| Stored items |

● ● ● ●

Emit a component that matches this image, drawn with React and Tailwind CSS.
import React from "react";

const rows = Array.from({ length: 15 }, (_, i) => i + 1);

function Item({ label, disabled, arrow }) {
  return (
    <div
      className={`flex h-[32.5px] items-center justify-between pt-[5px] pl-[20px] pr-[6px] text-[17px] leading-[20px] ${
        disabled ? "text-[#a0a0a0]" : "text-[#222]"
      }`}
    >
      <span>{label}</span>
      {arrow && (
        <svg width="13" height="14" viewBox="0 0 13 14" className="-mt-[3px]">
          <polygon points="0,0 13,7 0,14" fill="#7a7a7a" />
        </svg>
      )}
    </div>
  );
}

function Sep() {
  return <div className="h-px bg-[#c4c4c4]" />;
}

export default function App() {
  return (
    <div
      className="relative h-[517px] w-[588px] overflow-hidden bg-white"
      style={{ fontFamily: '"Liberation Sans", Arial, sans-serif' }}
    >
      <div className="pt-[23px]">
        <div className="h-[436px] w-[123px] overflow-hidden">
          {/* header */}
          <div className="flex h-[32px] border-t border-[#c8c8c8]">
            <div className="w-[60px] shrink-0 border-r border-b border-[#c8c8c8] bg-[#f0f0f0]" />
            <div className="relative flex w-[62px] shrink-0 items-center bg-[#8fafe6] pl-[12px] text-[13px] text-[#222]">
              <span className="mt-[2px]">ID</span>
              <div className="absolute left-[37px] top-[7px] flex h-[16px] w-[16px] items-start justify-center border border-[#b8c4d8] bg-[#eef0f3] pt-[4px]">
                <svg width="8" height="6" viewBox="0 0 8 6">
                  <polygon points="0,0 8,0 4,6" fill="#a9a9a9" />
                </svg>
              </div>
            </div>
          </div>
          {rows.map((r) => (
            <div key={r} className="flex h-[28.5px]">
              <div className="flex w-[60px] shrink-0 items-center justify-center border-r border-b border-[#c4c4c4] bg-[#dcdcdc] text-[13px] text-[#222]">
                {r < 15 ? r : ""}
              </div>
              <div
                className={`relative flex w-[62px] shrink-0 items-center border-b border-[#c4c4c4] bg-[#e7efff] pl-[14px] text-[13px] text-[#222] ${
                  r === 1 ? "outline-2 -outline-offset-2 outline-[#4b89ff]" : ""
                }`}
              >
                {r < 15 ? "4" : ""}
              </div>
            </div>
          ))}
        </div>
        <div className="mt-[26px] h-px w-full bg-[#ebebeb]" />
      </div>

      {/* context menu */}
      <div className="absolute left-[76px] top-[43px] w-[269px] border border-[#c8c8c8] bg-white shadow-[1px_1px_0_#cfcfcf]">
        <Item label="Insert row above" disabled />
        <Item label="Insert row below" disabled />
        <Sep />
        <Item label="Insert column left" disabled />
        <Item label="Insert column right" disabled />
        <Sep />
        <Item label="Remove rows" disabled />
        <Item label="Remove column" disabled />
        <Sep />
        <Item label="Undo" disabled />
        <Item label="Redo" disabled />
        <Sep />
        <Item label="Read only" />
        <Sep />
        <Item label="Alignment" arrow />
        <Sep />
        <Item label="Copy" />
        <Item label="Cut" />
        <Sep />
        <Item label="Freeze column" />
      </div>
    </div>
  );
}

● ● ● ●

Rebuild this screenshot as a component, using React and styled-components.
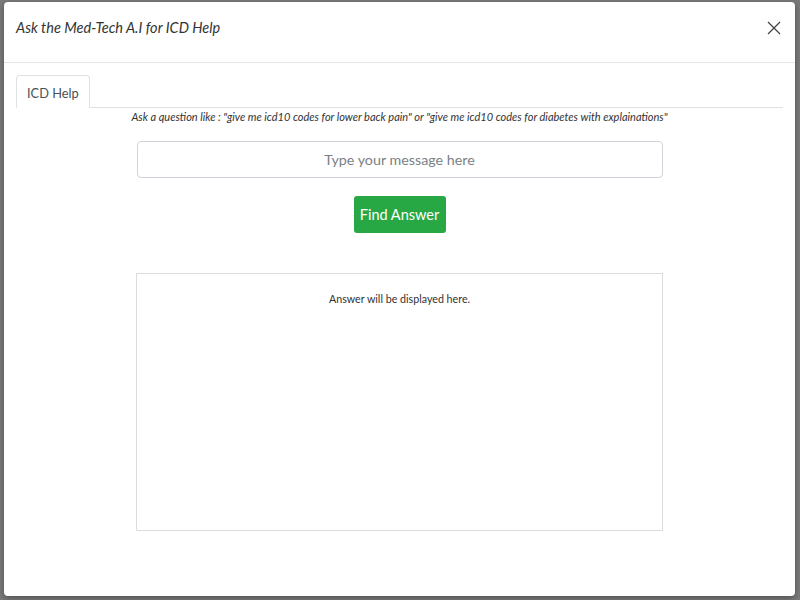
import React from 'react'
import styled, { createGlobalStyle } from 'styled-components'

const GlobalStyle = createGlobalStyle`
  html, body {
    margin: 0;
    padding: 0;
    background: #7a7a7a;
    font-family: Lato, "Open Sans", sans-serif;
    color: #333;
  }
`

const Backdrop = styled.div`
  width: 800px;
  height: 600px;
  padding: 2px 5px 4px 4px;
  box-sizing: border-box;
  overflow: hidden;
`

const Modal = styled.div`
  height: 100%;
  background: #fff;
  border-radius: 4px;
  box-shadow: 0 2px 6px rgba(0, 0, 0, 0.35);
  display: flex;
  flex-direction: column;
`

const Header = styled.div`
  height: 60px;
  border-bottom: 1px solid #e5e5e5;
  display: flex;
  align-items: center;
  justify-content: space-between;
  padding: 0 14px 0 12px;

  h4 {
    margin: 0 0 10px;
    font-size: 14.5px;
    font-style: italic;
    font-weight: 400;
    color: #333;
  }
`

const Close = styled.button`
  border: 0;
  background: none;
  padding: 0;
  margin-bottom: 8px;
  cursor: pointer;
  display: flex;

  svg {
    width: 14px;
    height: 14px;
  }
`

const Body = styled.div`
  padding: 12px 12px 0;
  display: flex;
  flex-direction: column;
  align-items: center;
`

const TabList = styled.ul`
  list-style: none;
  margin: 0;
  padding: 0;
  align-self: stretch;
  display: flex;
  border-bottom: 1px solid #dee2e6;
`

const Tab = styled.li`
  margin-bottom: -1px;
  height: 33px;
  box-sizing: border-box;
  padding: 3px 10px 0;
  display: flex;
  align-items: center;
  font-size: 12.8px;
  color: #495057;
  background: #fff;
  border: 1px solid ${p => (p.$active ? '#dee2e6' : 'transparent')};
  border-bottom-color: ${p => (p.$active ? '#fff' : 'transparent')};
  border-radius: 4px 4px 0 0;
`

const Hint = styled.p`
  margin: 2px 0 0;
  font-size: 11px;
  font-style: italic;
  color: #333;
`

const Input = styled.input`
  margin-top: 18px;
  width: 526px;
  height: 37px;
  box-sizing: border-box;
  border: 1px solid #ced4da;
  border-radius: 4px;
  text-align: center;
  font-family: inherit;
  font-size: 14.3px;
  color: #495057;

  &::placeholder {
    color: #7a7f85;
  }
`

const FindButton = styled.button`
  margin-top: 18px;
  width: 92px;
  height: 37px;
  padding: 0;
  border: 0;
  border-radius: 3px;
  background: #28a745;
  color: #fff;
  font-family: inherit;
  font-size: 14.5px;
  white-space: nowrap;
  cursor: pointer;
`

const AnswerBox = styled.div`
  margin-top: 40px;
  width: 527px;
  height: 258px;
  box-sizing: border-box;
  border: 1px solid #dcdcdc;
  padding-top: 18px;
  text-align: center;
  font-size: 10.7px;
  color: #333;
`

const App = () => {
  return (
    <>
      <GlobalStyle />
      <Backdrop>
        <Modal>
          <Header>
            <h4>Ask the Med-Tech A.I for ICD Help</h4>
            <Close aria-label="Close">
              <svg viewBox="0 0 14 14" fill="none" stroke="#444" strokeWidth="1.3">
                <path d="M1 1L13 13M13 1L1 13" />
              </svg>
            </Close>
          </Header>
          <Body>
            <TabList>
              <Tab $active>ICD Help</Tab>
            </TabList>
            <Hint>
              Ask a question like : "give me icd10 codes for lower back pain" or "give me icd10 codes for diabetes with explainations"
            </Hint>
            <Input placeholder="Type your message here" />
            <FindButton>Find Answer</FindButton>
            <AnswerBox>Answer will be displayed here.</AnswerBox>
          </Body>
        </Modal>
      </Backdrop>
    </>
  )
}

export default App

● ● ● ●

| Prompt |
Do not copy any pictures. Retype exactly the stretch from the line with "Rebuild this screenshot" through the line with "padding: 0 14px 0 12px;".

| Full solution |
Rebuild this screenshot as a component, using React and styled-components.
import React from 'react'
import styled, { createGlobalStyle } from 'styled-components'

const GlobalStyle = createGlobalStyle`
  html, body {
    margin: 0;
    padding: 0;
    background: #7a7a7a;
    font-family: Lato, "Open Sans", sans-serif;
    color: #333;
  }
`

const Backdrop = styled.div`
  width: 800px;
  height: 600px;
  padding: 2px 5px 4px 4px;
  box-sizing: border-box;
  overflow: hidden;
`

const Modal = styled.div`
  height: 100%;
  background: #fff;
  border-radius: 4px;
  box-shadow: 0 2px 6px rgba(0, 0, 0, 0.35);
  display: flex;
  flex-direction: column;
`

const Header = styled.div`
  height: 60px;
  border-bottom: 1px solid #e5e5e5;
  display: flex;
  align-items: center;
  justify-content: space-between;
  padding: 0 14px 0 12px;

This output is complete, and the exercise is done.